• **Goal of the exercise**
Leaving out all pictures, reproduce the entries below exactly, from the first line through the line that contains "const GRAY_LINE = 'border-[#d6d6d8]';".

-------- Source data

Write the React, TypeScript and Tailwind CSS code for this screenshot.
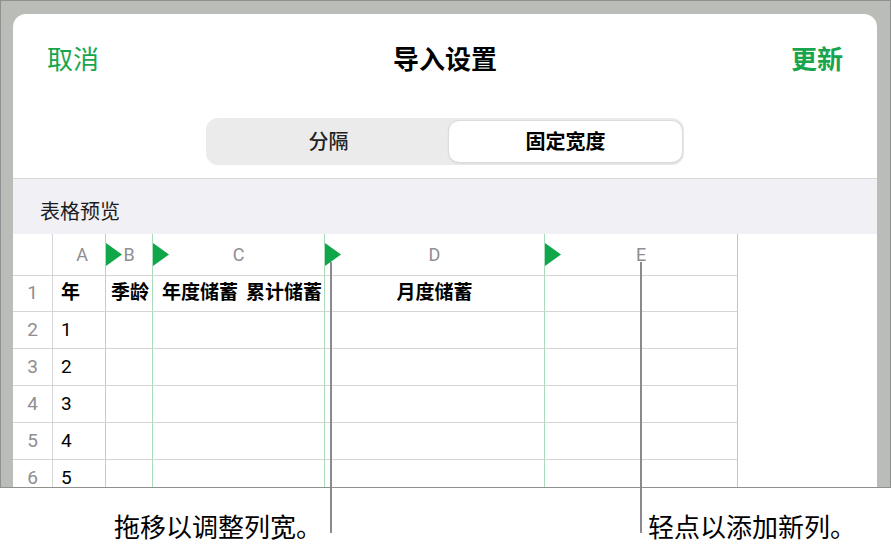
import React from 'react';

const GREEN_LINE = 'border-[#a9dcbb]';
const GRAY_LINE = 'border-[#d6d6d8]';

const columns = [
  { key: 'n', width: 'w-[40px]', line: GRAY_LINE },
  { key: 'A', width: 'w-[53px]', line: GREEN_LINE },
  { key: 'B', width: 'w-[47px]', line: GREEN_LINE },
  { key: 'C', width: 'w-[172px]', line: GREEN_LINE },
  { key: 'D', width: 'w-[220px]', line: GREEN_LINE },
  { key: 'E', width: 'w-[193px]', line: 'border-[#c4c4c6]' },
];

const rows = [
  ['1', '年', '季龄', '年度储蓄 累计储蓄', '月度储蓄', ''],
  ['2', '1', '', '', '', ''],
  ['3', '2', '', '', '', ''],
  ['4', '3', '', '', '', ''],
  ['5', '4', '', '', '', ''],
  ['6', '5', '', '', '', ''],
];

function Marker() {
  return (
    <svg className="absolute left-0 top-[9px]" width="16" height="23" viewBox="0 0 16 23">
      <polygon points="0,0 16,11.5 0,23" fill="#10a74b" />
    </svg>
  );
}

function HeaderRow() {
  return (
    <div className="flex h-[42px]">
      {columns.map((col, i) => (
        <div
          key={col.key}
          className={`relative flex items-center justify-center border-r border-b border-b-[#d6d6d8] ${col.width} ${col.line}`}
        >
          {i >= 2 && <Marker />}
          {i > 0 && <span className={`text-[18px] text-[#8e8e93] ${i === 1 ? 'pl-[6px]' : ''}`}>{col.key}</span>}
        </div>
      ))}
    </div>
  );
}

function DataRow({ cells, first }: { cells: string[]; first: boolean }) {
  return (
    <div className={`flex ${first ? 'h-[36px]' : 'h-[37px]'}`}>
      {columns.map((col, i) => {
        let align = 'justify-start';
        let pad = '';
        if (i === 0) align = 'justify-center';
        if (i === 1) pad = 'pl-[8px]';
        if (i === 2) pad = 'pl-[5px]';
        if (i === 3) pad = 'pl-[9px]';
        if (i === 4) align = 'justify-center';
        return (
          <div
            key={col.key}
            className={`flex items-center whitespace-nowrap overflow-hidden border-r border-b border-b-[#d6d6d8] ${col.width} ${col.line} ${align} ${pad}`}
          >
            <span
              className={
                i === 0
                  ? 'text-[19px] text-[#8e8e93]'
                  : first
                    ? 'text-[19px] font-bold text-black'
                    : 'text-[19px] text-black'
              }
            >
              {i === 3 && first ? (
                <>
                  年度储蓄<span className="inline-block w-[8px]" />累计储蓄
                </>
              ) : (
                cells[i]
              )}
            </span>
          </div>
        );
      })}
    </div>
  );
}

export default function App() {
  return (
    <div className="relative w-[891px] h-[553px] bg-white font-['Roboto','Noto_Sans_CJK_SC',sans-serif] overflow-hidden">
      <div className="h-[488px] bg-[#babcb8] border border-[#8f918e] pl-[12px] pt-[13px] pr-[13px] flex flex-col">
        <div className="flex-1 bg-white rounded-t-[13px] overflow-hidden flex flex-col">
          <div className="h-[92px] shrink-0 flex items-center px-[34px]">
            <div className="flex-1 text-[26px] text-[#17a64e]">取消</div>
            <div className="text-[26px] font-bold text-black">导入设置</div>
            <div className="flex-1 text-right text-[26px] font-bold text-[#17a64e]">更新</div>
          </div>

          <div className="shrink-0 pt-[12px] pb-[13px] flex justify-center">
            <div className="w-[478px] h-[47px] rounded-[12px] bg-[#ebebec] flex px-[2px] py-[3px]">
              <div className="flex-1 flex items-center justify-center text-[20px] font-medium text-[#222]">分隔</div>
              <div className="w-[233px] rounded-[10px] bg-white shadow-[0_0_0_1px_#dcdcdc,0_1px_3px_rgba(0,0,0,0.12)] flex items-center justify-center text-[20px] font-bold text-black">
                固定宽度
              </div>
            </div>
          </div>

          <div className="shrink-0 h-[56px] bg-[#f0f0f5] border-t border-[#d9d9dd] pl-[27px] pt-[21px]">
            <div className="text-[20px] leading-[24px] text-[#1c1c1e]">表格预览</div>
          </div>

          <div className="flex-1 overflow-hidden">
            <HeaderRow />
            {rows.map((r, i) => (
              <DataRow key={r[0]} cells={r} first={i === 0} />
            ))}
          </div>
        </div>
      </div>

      <div className="flex items-center h-[65px] pt-[14px] text-[26px] leading-[30px] text-black">
        <div className="w-[322px] text-right">拖移以调整列宽。</div>
        <div className="ml-[326px]">轻点以添加新列。</div>
      </div>

      <div className="absolute left-[330px] top-[262px] w-[2px] h-[271px] bg-[#8a8a8c]" />
      <div className="absolute left-[640px] top-[262px] w-[2px] h-[271px] bg-[#8a8a8c]" />
    </div>
  );
}
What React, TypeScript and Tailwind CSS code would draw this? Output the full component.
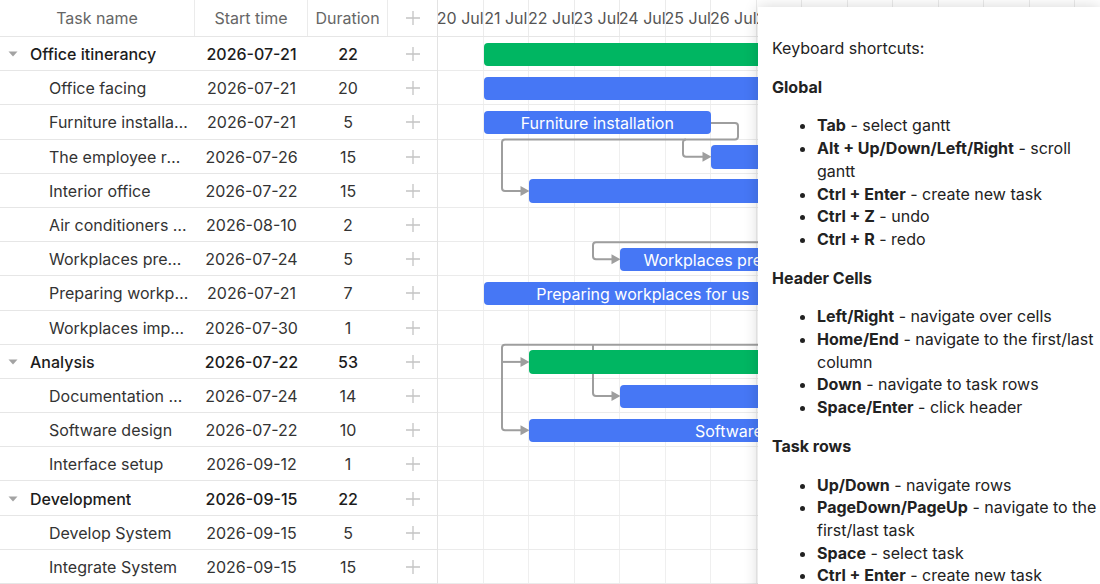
import React from 'react'

type Task = {
  name: string
  start: string
  duration: number
  day: number
  group?: boolean
}

const tasks: Task[] = [
  { name: 'Office itinerancy', start: '2026-07-21', duration: 22, day: 1, group: true },
  { name: 'Office facing', start: '2026-07-21', duration: 20, day: 1 },
  { name: 'Furniture installation', start: '2026-07-21', duration: 5, day: 1 },
  { name: 'The employee relocation', start: '2026-07-26', duration: 15, day: 6 },
  { name: 'Interior office', start: '2026-07-22', duration: 15, day: 2 },
  { name: 'Air conditioners installation', start: '2026-08-10', duration: 2, day: 21 },
  { name: 'Workplaces preparation', start: '2026-07-24', duration: 5, day: 4 },
  { name: 'Preparing workplaces for us', start: '2026-07-21', duration: 7, day: 1 },
  { name: 'Workplaces importation', start: '2026-07-30', duration: 1, day: 10 },
  { name: 'Analysis', start: '2026-07-22', duration: 53, day: 2, group: true },
  { name: 'Documentation creation', start: '2026-07-24', duration: 14, day: 4 },
  { name: 'Software design', start: '2026-07-22', duration: 10, day: 2 },
  { name: 'Interface setup', start: '2026-09-12', duration: 1, day: 54 },
  { name: 'Development', start: '2026-09-15', duration: 22, day: 57, group: true },
  { name: 'Develop System', start: '2026-09-15', duration: 5, day: 57 },
  { name: 'Integrate System', start: '2026-09-15', duration: 15, day: 57 },
]

const days = ['20 Jul', '21 Jul', '22 Jul', '23 Jul', '24 Jul', '25 Jul', '26 Jul', '27 Jul', '28 Jul', '29 Jul', '30 Jul', '31 Jul', '1 Aug', '2 Aug', '3 Aug']

const DAY = 45.5
const ROW = 34.2

const PlusIcon = () => (
  <svg width="16" height="16" viewBox="0 0 16 16" className="text-[#c4c4c4]">
    <path d="M8 1v14M1 8h14" stroke="currentColor" strokeWidth="1.3" fill="none" />
  </svg>
)

const Caret = () => (
  <svg width="10" height="6" viewBox="0 0 10 6" className="text-[#a3a3a3]">
    <path d="M0.5 0.5h9L5 5.5z" fill="currentColor" />
  </svg>
)

const shortcuts = [
  {
    title: 'Global',
    items: [
      ['Tab', 'select gantt'],
      ['Alt + Up/Down/Left/Right', 'scroll gantt'],
      ['Ctrl + Enter', 'create new task'],
      ['Ctrl + Z', 'undo'],
      ['Ctrl + R', 'redo'],
    ],
  },
  {
    title: 'Header Cells',
    items: [
      ['Left/Right', 'navigate over cells'],
      ['Home/End', 'navigate to the first/last column'],
      ['Down', 'navigate to task rows'],
      ['Space/Enter', 'click header'],
    ],
  },
  {
    title: 'Task rows',
    items: [
      ['Up/Down', 'navigate rows'],
      ['PageDown/PageUp', 'navigate to the first/last task'],
      ['Space', 'select task'],
      ['Ctrl + Enter', 'create new task'],
      ['Ctrl + Z', 'undo'],
    ],
  },
]

const Arrow = ({ x, y }: { x: number; y: number }) => (
  <path d={`M${x} ${y} L${x - 9} ${y - 5} L${x - 9} ${y + 5} Z`} fill="#9e9e9e" />
)

const Links = () => (
  <svg
    className="absolute left-0 top-0"
    width="662"
    height="547"
    viewBox="438 37 662 547"
    fill="none"
  >
    <g stroke="#9e9e9e" strokeWidth="2" strokeLinejoin="round">
      <path d="M711 123 H735 Q738 123 738 126 V136.6 Q738 139.6 735 139.6 H686 Q683 139.6 683 142.6 V153.7 Q683 156.7 686 156.7 H703" />
      <path d="M686 139.6 H505 Q502 139.6 502 142.6 V187.9 Q502 190.9 505 190.9 H521" />
      <path d="M860 242.2 H596 Q593 242.2 593 245.2 V256.3 Q593 259.3 596 259.3 H612" />
      <path d="M860 344.8 H505 Q502 344.8 502 347.8 V427.3 Q502 430.3 505 430.3 H521" />
      <path d="M502 361.9 H521" />
      <path d="M593 344.8 V393.1 Q593 396.1 596 396.1 H612" />
    </g>
    <Arrow x={711.5} y={156.7} />
    <Arrow x={529.5} y={190.9} />
    <Arrow x={620.5} y={259.3} />
    <Arrow x={529.5} y={361.9} />
    <Arrow x={620.5} y={396.1} />
    <Arrow x={529.5} y={430.3} />
  </svg>
)

export default function App() {
  return (
    <div className="relative w-[1100px] h-[584px] overflow-hidden bg-white font-['Inter',sans-serif] text-[16px]">
      <div className="flex h-full">
        {/* grid */}
        <div className="w-[438px] shrink-0 border-r border-[#e3e3e3] flex flex-col">
          <div className="flex h-[37px] shrink-0 border-b border-[#e6e6e6] text-[#666]">
            <div className="w-[195px] border-r border-[#ebebeb] flex items-center justify-center">Task name</div>
            <div className="w-[113px] border-r border-[#ebebeb] flex items-center justify-center">Start time</div>
            <div className="w-[80px] border-r border-[#ebebeb] flex items-center justify-center">Duration</div>
            <div className="flex-1 flex items-center justify-center">
              <PlusIcon />
            </div>
          </div>
          {tasks.map((t) => (
            <div
              key={t.name}
              className={`flex h-[34.2px] shrink-0 border-b border-[#e6e6e6] pt-[1px] ${
                t.group ? 'font-medium text-[#1c1c1c]' : 'text-[#333]'
              }`}
            >
              <div className="w-[195px] flex items-center min-w-0 pr-[6px]">
                {t.group ? (
                  <>
                    <span className="w-[30px] shrink-0 flex justify-center pl-[2px] pr-[6px]">
                      <Caret />
                    </span>
                    <span className="truncate">{t.name}</span>
                  </>
                ) : (
                  <span className="truncate pl-[49px]">{t.name}</span>
                )}
              </div>
              <div className="w-[113px] flex items-center justify-center">{t.start}</div>
              <div className="w-[80px] flex items-center justify-center">{t.duration}</div>
              <div className="flex-1 flex items-center justify-center">
                <PlusIcon />
              </div>
            </div>
          ))}
        </div>

        {/* chart */}
        <div className="flex-1 flex flex-col min-w-0 overflow-hidden">
          <div className="flex h-[37px] shrink-0 border-b border-[#e6e6e6] text-[#555]">
            {days.map((d) => (
              <div
                key={d}
                className="w-[45.5px] shrink-0 border-r border-[#ebebeb] flex items-center justify-center overflow-hidden whitespace-nowrap"
              >
                {d}
              </div>
            ))}
          </div>
          <div className="relative flex-1">
            <div className="flex h-full">
              {days.map((d) => (
                <div key={d} className="w-[45.5px] shrink-0 border-r border-[#efefef] h-full" />
              ))}
            </div>
            <div className="absolute inset-0 flex flex-col">
              {tasks.map((t) => (
                <div key={t.name} className="h-[34.2px] shrink-0 border-b border-[#ebebeb]" />
              ))}
            </div>
            <Links />
            {tasks.map((t, i) => (
              <div
                key={t.name}
                className={`absolute h-[23.4px] rounded-[4px] flex items-center justify-center whitespace-nowrap overflow-hidden text-white ${
                  t.group ? 'bg-[#00b662]' : 'bg-[#4677f5]'
                }`}
                style={{ left: t.day * DAY, top: i * ROW + 5.6, width: t.duration * DAY }}
              >
                {t.group ? '' : t.name}
              </div>
            ))}
          </div>
        </div>
      </div>

      {/* keyboard shortcuts popup */}
      <div className="absolute left-[758px] top-[7px] w-[342px] h-[600px] bg-white pl-[14px] pt-[14px] text-[#222] leading-[22.7px] shadow-[0_0_14px_rgba(0,0,0,0.16)]">
        <p className="my-4">Keyboard shortcuts:</p>
        {shortcuts.map((s) => (
          <div key={s.title}>
            <p className="my-4 font-bold">{s.title}</p>
            <ul className="my-4 list-disc pl-[45px]">
              {s.items.map(([k, v]) => (
                <li key={k + v}>
                  <b className="font-bold">{k}</b> - {v}
                </li>
              ))}
            </ul>
          </div>
        ))}
      </div>
    </div>
  )
}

----------------

• **Task solution**
Write the React, TypeScript and Tailwind CSS code for this screenshot.
import React from 'react';

const GREEN_LINE = 'border-[#a9dcbb]';
const GRAY_LINE = 'border-[#d6d6d8]';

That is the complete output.